The shop was opened in 1977 by Aude Clément - well not this particular shop - another one, which I think still exists:

"Aude Clément, architect, designer, stylist and gastronomical journalist, has created a cultural shock by bringing together the antique and the contemporary (Memphis, Swid Powell, Cindy Sherman, Salvador Dali...) in a truly legendary venue situated rue Boissy d'Anglas in Paris, one of the very first concept stores! ...

Over time, Au Bain Marie has become the go-to meeting place for an international elite who delight in shaping their meals into exceptional moments." The World of Interiors

And there you have it - the international élite. If you have to ring the bell to get in I doubt I would be allowed in. I mean look at the kind of thing you can buy there - I'm sure that every knife or fork in the first picture costs a small fortune and yet it's all crammed together as in an op shop:

The name of the shop is slightly strange too. A bain marie after all is used:

"to heat materials gently or to keep materials warm over a period of time." French La Vie

I suppose it means that the objets of the past are preserved in a gentle fashion, although I would have thought that cramming all those expensive knives and forks together is neither gentle nor tasteful.

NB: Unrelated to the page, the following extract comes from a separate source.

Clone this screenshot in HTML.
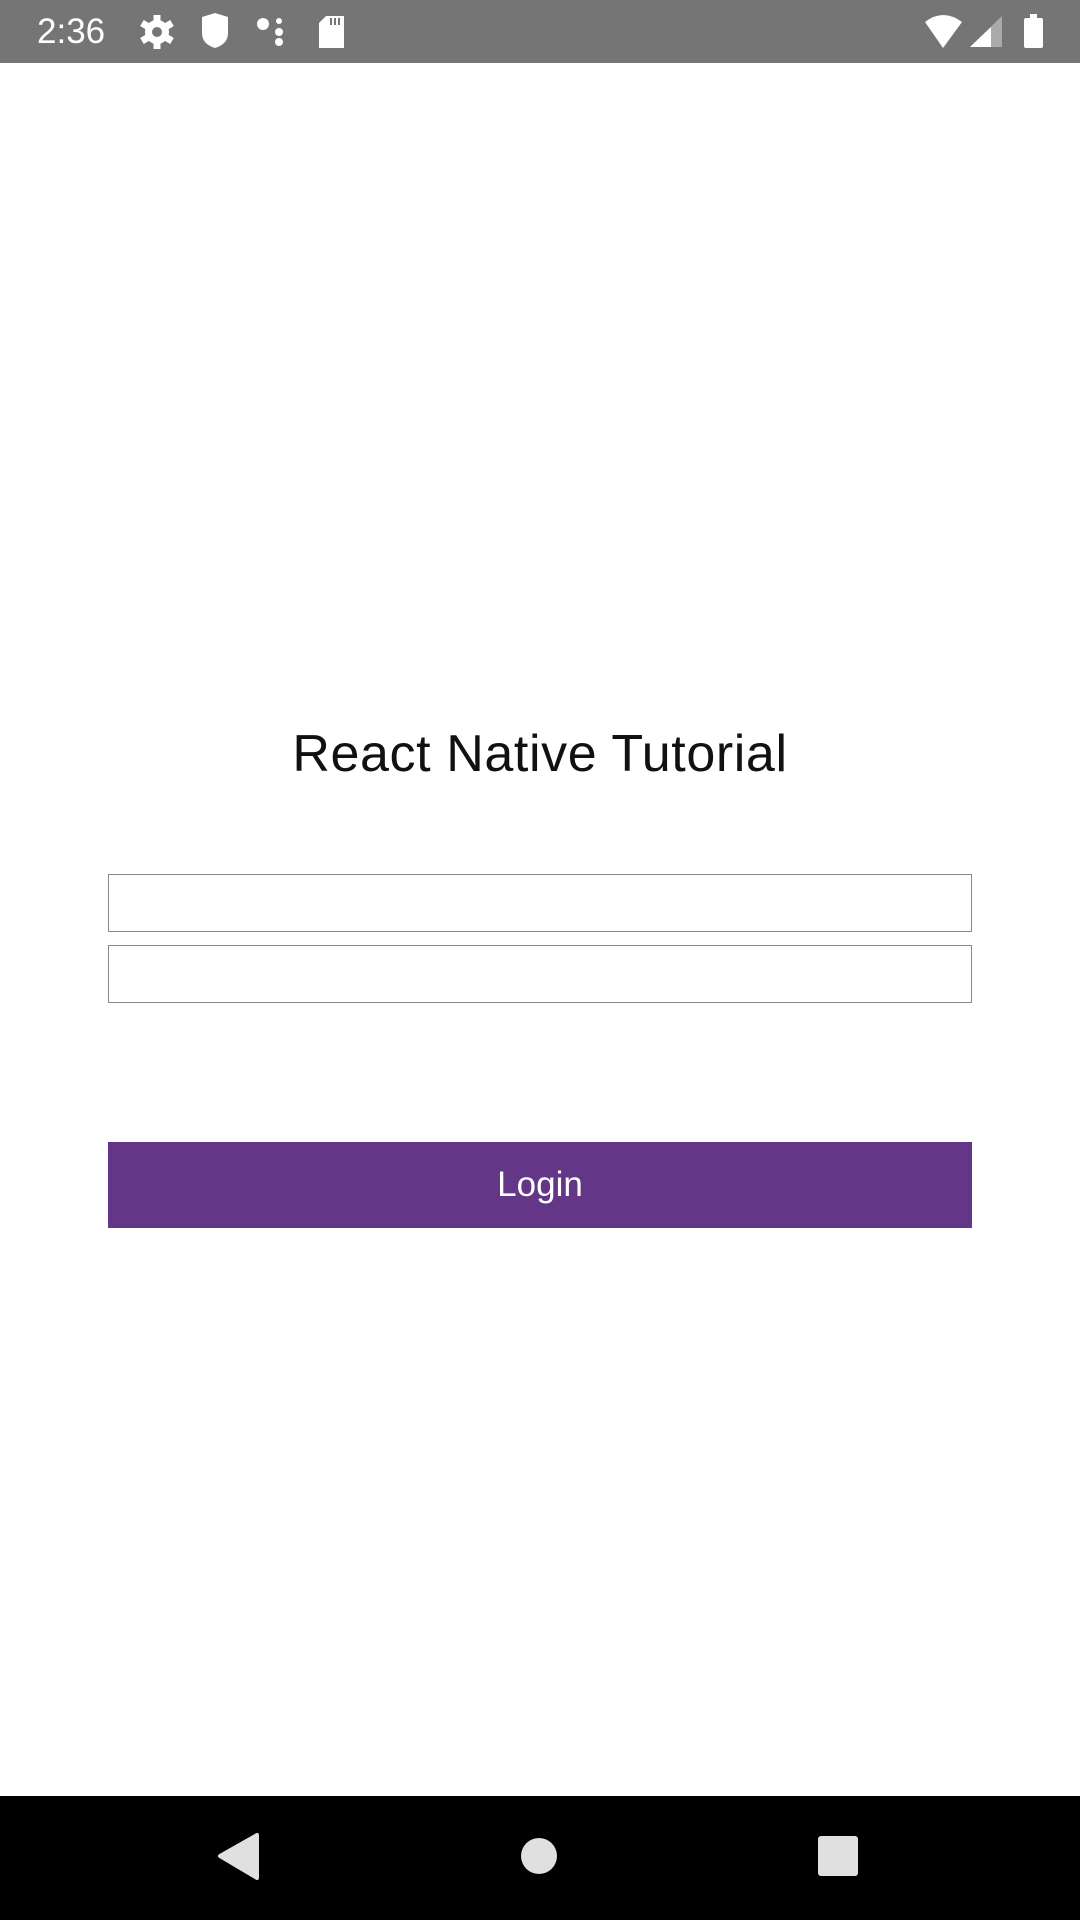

Christmas is, of course, a time of excess, which is ironic really as it is a festival to celebrate the birth of a man who spent his life telling people to give their wealth away and live with virtually nothing. Nevertheless at Christmas we spend large amounts of money - or as much as we can afford anyway - on food, drink and presents galore for our loved ones. Excessive giving I suppose.

Now is that a bad thing? Maybe it's just that the giving is going to the wrong people. Anyway our Christmas table will not be dripping with gold - or even silver - although the crackers are gold and silver. In colour anyway.